Commodore User1st June 1988
Published in Commodore User #58
I-Xera (The Power House)
And I expect better than this from even the cheapest of cheapos. "Enter a soap factory... to find the logo which fell from the Empire's flagship." In other words, tour dozens of identical looking screens shooting flying objects.
The second offering from Elite's new budget range is a title almost as old as themselves. It was also a lot of fun, causing the then CU Crew much anguish.
The idea is to fly a helicopter around a testing little maze (it really isn't that huge on locations, rescuing some of those ubiquitous little scientists who are always getting themselves into trouble. Bumping into walls and being shot by missiles causes your shields to disappear at an alarming rate. A tough challenge and good value at this price.
Sword Slayer (Players)
"Taken into slavery as a child, his parents slaughtered by the Romans, Spartacus was destined to beome (sic) one of the famous heroes of all time." And with a history like that it doesn't come as any great surprise to find him in this weak excuse for a beat-'em-up. Sword Slayer features "two player action" and "giant graphics" complemented by pitiful sound and plenty of slow, dreary fighting action.
The vile icing on this stale cake is the multi-load, although to be fair it isn't as off-putting as much as the game itself.
Beach Head (Americana)
There was a time, a couple of years back, when you couldn't move for Beach Head clones. It was the game that put American software house Access on the map.
Basically, Beach Head is four highly playable and entertaining mini-games rolled into one. In the first section you shoot down dive-bombing aircraft from a ship. Then you move on to sinking enemy ships before taking over control of a tank in a sort of Zaxxonesque battle on the island of Kuhn-Lin.
There's also a secret passage which, when you find it involves you in a bit of dodging and weaving through a minefield. Of course it's dated, but it is a classic and still remains great fun to play, though God knows why. Re-release of the month.
American Road Race (Silverbird)
When it was first released about three years ago, Activision's stab at recreating the feel of a road movie (anyone seen Vanishing Point) carried probably the longest title in gaming history The Great American Cross-Country Road Race. Bit of a mouthful really. The game, unsurprisingly, is a bit dated. Having said that, it holds more appeal than some more recent racing releases than we could mention.
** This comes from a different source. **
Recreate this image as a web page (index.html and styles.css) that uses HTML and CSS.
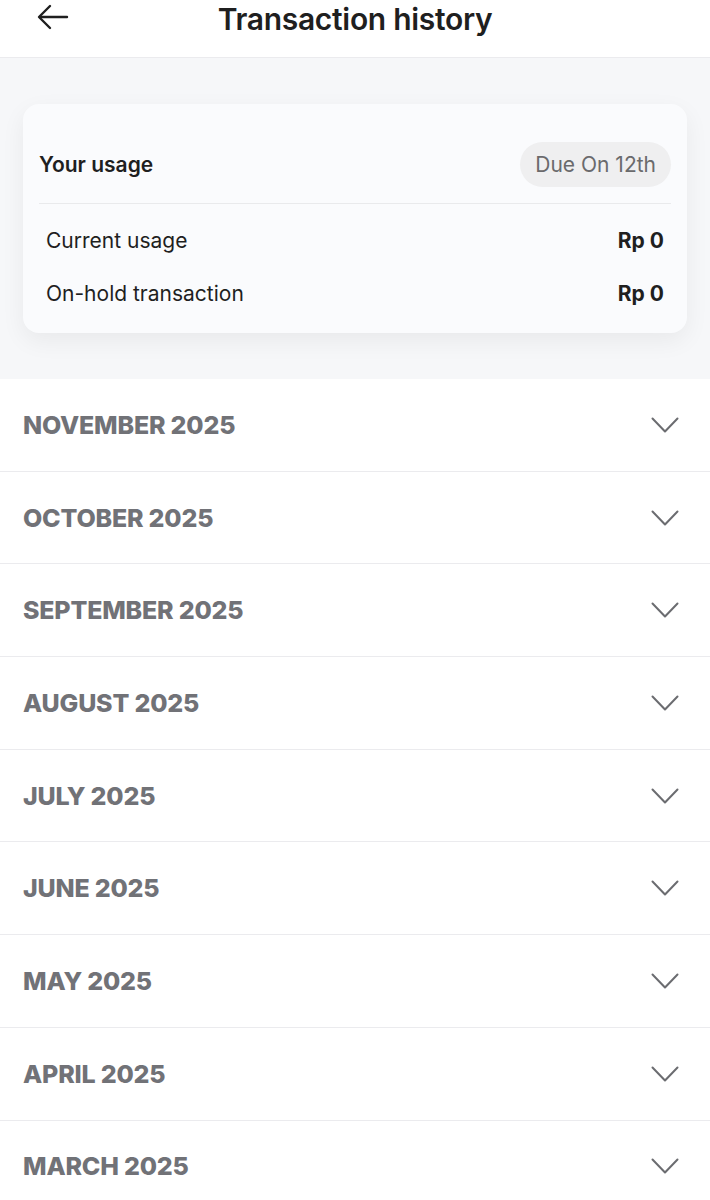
FILE: index.html
```html
<!DOCTYPE html>
<html>

<head>
  <title>Transaction history</title>
  <link rel="stylesheet" href="styles.css">
</head>

<body>
  <div class="top-bar">
    <button class="back-btn">
      <svg width="32" height="26" viewBox="0 0 32 26" fill="none" stroke="#1f1f1f" stroke-width="2.4" stroke-linecap="round" stroke-linejoin="round">
        <path d="M30 13H3" />
        <path d="M13 2L2 13l11 11" />
      </svg>
    </button>
    <h1 class="title">Transaction history</h1>
  </div>

  <div class="usage-section">
    <div class="usage-card">
      <div class="usage-head">
        <span class="usage-title">Your usage</span>
        <span class="due-pill">Due On 12th</span>
      </div>
      <div class="usage-row first">
        <span>Current usage</span>
        <span class="amount">Rp 0</span>
      </div>
      <div class="usage-row">
        <span>On-hold transaction</span>
        <span class="amount">Rp 0</span>
      </div>
    </div>
  </div>

  <div class="month-list" id="months"></div>

  <script>
    var months = ['NOVEMBER 2025', 'OCTOBER 2025', 'SEPTEMBER 2025', 'AUGUST 2025', 'JULY 2025',
      'JUNE 2025', 'MAY 2025', 'APRIL 2025', 'MARCH 2025'];
    var list = document.getElementById('months');
    months.forEach(function (m) {
      var row = document.createElement('div');
      row.className = 'month-row';
      row.innerHTML = '<span class="month-name">' + m + '</span>' +
        '<svg class="chevron" width="28" height="16" viewBox="0 0 28 16" fill="none" stroke="#6b6c70" stroke-width="2" stroke-linecap="round" stroke-linejoin="round">' +
        '<path d="M1.5 1.5L14 14.5 26.5 1.5" /></svg>';
      list.appendChild(row);
    });
  </script>
</body>

</html>
```

FILE: styles.css
```css
body {
  margin: 0;
  font-family: Inter, "Liberation Sans", sans-serif;
  background-color: #fff;
  color: #1f1f1f;
}

.top-bar {
  height: 57px;
  position: relative;
  display: flex;
  align-items: center;
  justify-content: center;
  border-bottom: 1px solid #ebebee;
  background-color: #fff;
}

.back-btn {
  position: absolute;
  left: 37px;
  top: 4px;
  padding: 0;
  border: none;
  background: none;
}

.title {
  margin: 0 0 20px 0;
  font-size: 30px;
  font-weight: 600;
  letter-spacing: -0.3px;
}

.usage-section {
  background-color: #f6f7f9;
  padding: 46px 23px 46px 23px;
}

.usage-card {
  background-color: #fafbfd;
  border-radius: 16px;
  box-shadow: 0 8px 24px rgba(0, 0, 0, 0.06);
  padding: 38px 16px 13px 16px;
}

.usage-head {
  display: flex;
  justify-content: space-between;
  align-items: center;
  padding-bottom: 16px;
  border-bottom: 1px solid #e9eaec;
}

.usage-title {
  font-size: 21px;
  font-weight: 600;
}

.due-pill {
  background-color: #efeff0;
  color: #6a6a6c;
  font-size: 21px;
  border-radius: 23px;
  padding: 10px 15px;
}

.usage-row {
  display: flex;
  justify-content: space-between;
  align-items: center;
  height: 53px;
  padding: 0 7px;
  font-size: 21px;
}

.usage-row.first {
  margin-top: 10px;
}

.amount {
  font-weight: 700;
}

.month-row {
  height: 91.7px;
  display: flex;
  align-items: center;
  justify-content: space-between;
  padding: 0 31px 0 23px;
  border-bottom: 1px solid #ebebee;
}

.month-name {
  font-size: 25px;
  font-weight: 800;
  color: #717277;
  letter-spacing: -0.2px;
}
```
Select from four possible cross-country routes from the West Coast to the East and simply belt along avoiding bad weather, dodgy roads, police, wayward trucks and running out of petrol.
You could do a lot worse if you fancy a quick tour of American's freeways.
Metropolis (The Power House)
Mikro-Gen's Pyjamarama turned out to be a prime source of inspiration when it first saw the light of day over four years ago. Subsequent sequels never managed to capture the flavour of the unique arcade adventure action in quite the same way, and neither did any of the 'tributes'.
And that includes Metropolis, although it must be said it's very, very similar to Pyjamarama. But this is no bad thing. If Pyjamarama appealed all those years ago, then guiding Moonboots the lunar explorer through the many rooms of Metropolis should prove a bit of a laugh.
Night Racer (Mastertronic)
Night Racer bears an irritating and unattributable similarity to Epyx's Hang-On rip-off, Super Cycle, albeit with less scenery. In fact, the high-speed racing action is set against a very simplistic, but quite effective night scene. There's a healthy feeling of speed as you zip around the samey tracks, performing silky smooth gear changes while negotiating tight bands.
Anyroad, Night Racer offers adequate entertainment for the price, although don't expect anything overly time-consuming.
Droids (Mastertronic Added Dimension)
Despite its name, and the resemblance it bears to Ultimate's Entombed there's nothing very enjoyable about this licence.
You control C-3PO (with R2-D2 dragging along as usual) and have to work your way through eight rather dull levels of play, entry to which is gained by playing a sort of Pocket Simon-type game.
Any icon-driven game is slow, but trying to move C-3PO out of the way of an approaching droid is agonising. Graphics of minimal quality and abysmal sound make this a waste of £3. Use the force to give this a swerve...
Super Trolley (Mastertronic)
Avid readers of Buzz will know that this is the game that dear old, white-haired, doesn't-he-do-a-lot-for-charity, Jimmy Saville, fixed it for a young lad to have programmed and marketed.
Gameplay consists of filling holes and pushing a trolley around in an effort to find promotion in a hypermarket. I'm sorry to say the concept isn't very exciting - shopping in Tesco's rarely is - and nor is the game...
Beach Buggy Simulator (Silverbird)
If these are the kind of beaches I had to drive my beach buggy around I'd stick to the M25.
This is another, very average dose of Jeep-style gameplay with you controlling a fairly bland buggy wazzing over the dunes avoiding rocks and trying not to be blown up by roving helicopter gunships.